How I Mastered Social Spending with Smarter Financial Tools

Dec 10, 2025 By Sophia Lewis

We’ve all felt the pressure to keep up—dining out, gifting, traveling with friends—social life can quietly drain your wallet. I used to overspend just to fit in, until I discovered financial tools that changed everything. This isn’t about cutting out fun; it’s about spending smarter. Let me share how I gained control without losing connection, using practical strategies that actually work in real-life social scenarios. What began as small adjustments evolved into a complete shift in mindset—transforming financial stress into confidence. Today, I enjoy time with loved ones more freely, knowing my choices support both my relationships and long-term goals. The journey wasn’t about deprivation, but design.

The Hidden Cost of Fitting In

Socializing is a natural and essential part of life, especially for women managing homes, families, and friendships. Yet beneath the laughter and shared moments lies a quiet financial strain many don’t talk about. The cost of fitting in—showing up the same way others do—can take a toll on personal finances over time. Whether it’s attending birthday brunches, contributing to group gifts, or joining weekend trips, the expectation to participate often overrides budgetary limits. These expenses, while seemingly small, accumulate quickly and can silently undermine savings goals, emergency funds, or retirement plans.

Consider the case of a monthly girls’ dinner at a popular restaurant.
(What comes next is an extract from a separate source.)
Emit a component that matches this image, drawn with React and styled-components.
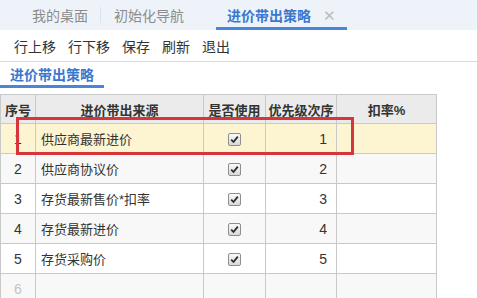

One meal might cost $60 with drinks and tip. Multiply that by 12 months, and it’s over $700 a year—enough to cover a car insurance payment or a significant grocery budget. Add in holiday gifts for coworkers, children’s party favors, and spontaneous coffee meetups, and the total climbs even higher. What feels like generosity or camaraderie can, over time, become a source of financial tension. The emotional weight of saying no, or appearing less generous, often pushes individuals to spend beyond their comfort zone.

Psychologically, this behavior makes sense. Humans are wired to seek belonging, and spending money in social settings can feel like a way to strengthen bonds. But when emotional spending becomes routine, it blurs the line between connection and consumption. The desire to be seen as generous, fun-loving, or successful can override rational financial planning. This isn’t about blame—it’s about awareness. Recognizing that social pressure influences spending is the first step toward regaining control. Without that awareness, even well-intentioned habits can erode financial stability over time.

For many, the realization comes too late—after credit card bills arrive or savings dwindle. But it doesn’t have to be that way. By acknowledging the hidden cost of social conformity, individuals can begin to separate genuine connection from financial performance. The goal isn’t to withdraw from social life, but to engage in it more intentionally. This means asking: Am I spending to connect, or to impress? Is this experience aligned with my values, or am I just keeping pace with others? These reflections lay the foundation for smarter financial choices.

Rethinking Financial Tools Beyond Budgeting Apps

When people think about managing money, the first tool that comes to mind is usually a budgeting app. While tracking income and expenses is important, relying solely on spreadsheets or basic apps only scratches the surface of what’s possible. Modern financial tools go far beyond categorizing transactions—they help anticipate needs, adapt to lifestyle rhythms, and support decision-making in real time. For those navigating the complexities of social spending, these advanced systems offer a more proactive and personalized approach to financial health.

One powerful category of tools is automated savings platforms. These services analyze spending patterns and automatically transfer small amounts into designated accounts based on goals. For example, a user can set up a “social fund” that receives $20 every payday. Over time, this builds a dedicated pool for dinners, gifts, or travel—without requiring constant attention. The benefit isn’t just in the saved amount, but in the mental relief of knowing funds are already set aside. This reduces the temptation to dip into emergency savings or rely on credit when an invitation arrives.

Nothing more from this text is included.